Instructions for the task: Print all of the lines exactly. Any picture among them stays out.

Material provided:
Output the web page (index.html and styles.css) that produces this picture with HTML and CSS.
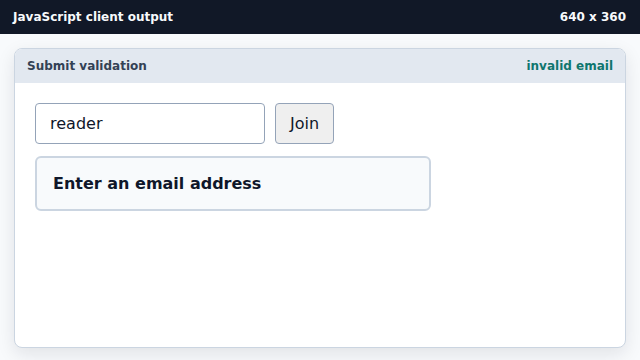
FILE: index.html
```html
<!DOCTYPE html>
<html lang="en">
<head>
  <meta charset="UTF-8">
  <meta name="viewport" content="width=device-width, initial-scale=1.0">
  <title>JavaScript client output</title>
  <link rel="stylesheet" href="styles.css">
</head>
<body>
  <div class="topbar">
    <span>JavaScript client output</span>
    <span>640 x 360</span>
  </div>

  <div class="stage">
    <div class="card">
      <div class="card-head">
        <span class="card-title">Submit validation</span>
        <span class="status">invalid email</span>
      </div>
      <div class="card-body">
        <form class="join-form" onsubmit="return false">
          <input class="email" type="text" value="reader">
          <button class="join" type="submit">Join</button>
        </form>
        <div class="message">Enter an email address</div>
      </div>
    </div>
  </div>
</body>
</html>
```

FILE: styles.css
```css
html, body {
  height: 100%;
}
body {
  margin: 0;
  font-family: "DejaVu Sans", sans-serif;
  background: #f8fafc;
  color: #0f172a;
  display: flex;
  flex-direction: column;
}
.topbar {
  height: 34px;
  flex: none;
  background: #111827;
  color: #f8fafc;
  font-size: 12px;
  font-weight: bold;
  display: flex;
  align-items: center;
  justify-content: space-between;
  padding: 0 14px 0 13px;
}
.stage {
  flex: 1;
  display: flex;
  padding: 14px 14px 12px;
}
.card {
  flex: 1;
  display: flex;
  flex-direction: column;
  background: white;
  border: 1px solid #cbd5e1;
  border-radius: 8px;
  box-shadow: 0 6px 18px rgba(15, 23, 42, 0.1);
  overflow: hidden;
}
.card-head {
  height: 34px;
  background: #e2e8f0;
  display: flex;
  align-items: center;
  justify-content: space-between;
  padding: 0 12px;
  font-size: 12px;
  font-weight: bold;
}
.card-title {
  color: #334155;
}
.status {
  color: #0f766e;
}
.card-body {
  padding: 20px;
}
.join-form {
  display: flex;
  gap: 10px;
  margin: 0;
}
.email {
  width: 230px;
  height: 41px;
  box-sizing: border-box;
  border: 1px solid #94a3b8;
  border-radius: 4px;
  padding: 0 14px;
  font-family: "DejaVu Sans", sans-serif;
  font-size: 16px;
  color: #0f172a;
}
.join {
  height: 41px;
  width: 59px;
  box-sizing: border-box;
  background: #efefef;
  border: 1px solid #94a3b8;
  border-radius: 4px;
  font-family: "DejaVu Sans", sans-serif;
  font-size: 16px;
  color: #0f172a;
  padding: 0;
}
.message {
  width: 396px;
  height: 55px;
  box-sizing: border-box;
  margin-top: 12px;
  background: #f8fafc;
  border: 2px solid #cbd5e1;
  border-radius: 6px;
  padding: 0 16px;
  display: flex;
  align-items: center;
  font-size: 16px;
  font-weight: bold;
  color: #0f172a;
}
```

Task response:
Output the web page (index.html and styles.css) that produces this picture with HTML and CSS.
FILE: index.html
```html
<!DOCTYPE html>
<html lang="en">
<head>
  <meta charset="UTF-8">
  <meta name="viewport" content="width=device-width, initial-scale=1.0">
  <title>JavaScript client output</title>
  <link rel="stylesheet" href="styles.css">
</head>
<body>
  <div class="topbar">
    <span>JavaScript client output</span>
    <span>640 x 360</span>
  </div>

  <div class="stage">
    <div class="card">
      <div class="card-head">
        <span class="card-title">Submit validation</span>
        <span class="status">invalid email</span>
      </div>
      <div class="card-body">
        <form class="join-form" onsubmit="return false">
          <input class="email" type="text" value="reader">
          <button class="join" type="submit">Join</button>
        </form>
        <div class="message">Enter an email address</div>
      </div>
    </div>
  </div>
</body>
</html>
```

FILE: styles.css
```css
html, body {
  height: 100%;
}
body {
  margin: 0;
  font-family: "DejaVu Sans", sans-serif;
  background: #f8fafc;
  color: #0f172a;
  display: flex;
  flex-direction: column;
}
.topbar {
  height: 34px;
  flex: none;
  background: #111827;
  color: #f8fafc;
  font-size: 12px;
  font-weight: bold;
  display: flex;
  align-items: center;
  justify-content: space-between;
  padding: 0 14px 0 13px;
}
.stage {
  flex: 1;
  display: flex;
  padding: 14px 14px 12px;
}
.card {
  flex: 1;
  display: flex;
  flex-direction: column;
  background: white;
  border: 1px solid #cbd5e1;
  border-radius: 8px;
  box-shadow: 0 6px 18px rgba(15, 23, 42, 0.1);
  overflow: hidden;
}
.card-head {
  height: 34px;
  background: #e2e8f0;
  display: flex;
  align-items: center;
  justify-content: space-between;
  padding: 0 12px;
  font-size: 12px;
  font-weight: bold;
}
.card-title {
  color: #334155;
}
.status {
  color: #0f766e;
}
.card-body {
  padding: 20px;
}
.join-form {
  display: flex;
  gap: 10px;
  margin: 0;
}
.email {
  width: 230px;
  height: 41px;
  box-sizing: border-box;
  border: 1px solid #94a3b8;
  border-radius: 4px;
  padding: 0 14px;
  font-family: "DejaVu Sans", sans-serif;
  font-size: 16px;
  color: #0f172a;
}
.join {
  height: 41px;
  width: 59px;
  box-sizing: border-box;
  background: #efefef;
  border: 1px solid #94a3b8;
  border-radius: 4px;
  font-family: "DejaVu Sans", sans-serif;
  font-size: 16px;
  color: #0f172a;
  padding: 0;
}
.message {
  width: 396px;
  height: 55px;
  box-sizing: border-box;
  margin-top: 12px;
  background: #f8fafc;
  border: 2px solid #cbd5e1;
  border-radius: 6px;
  padding: 0 16px;
  display: flex;
  align-items: center;
  font-size: 16px;
  font-weight: bold;
  color: #0f172a;
}
```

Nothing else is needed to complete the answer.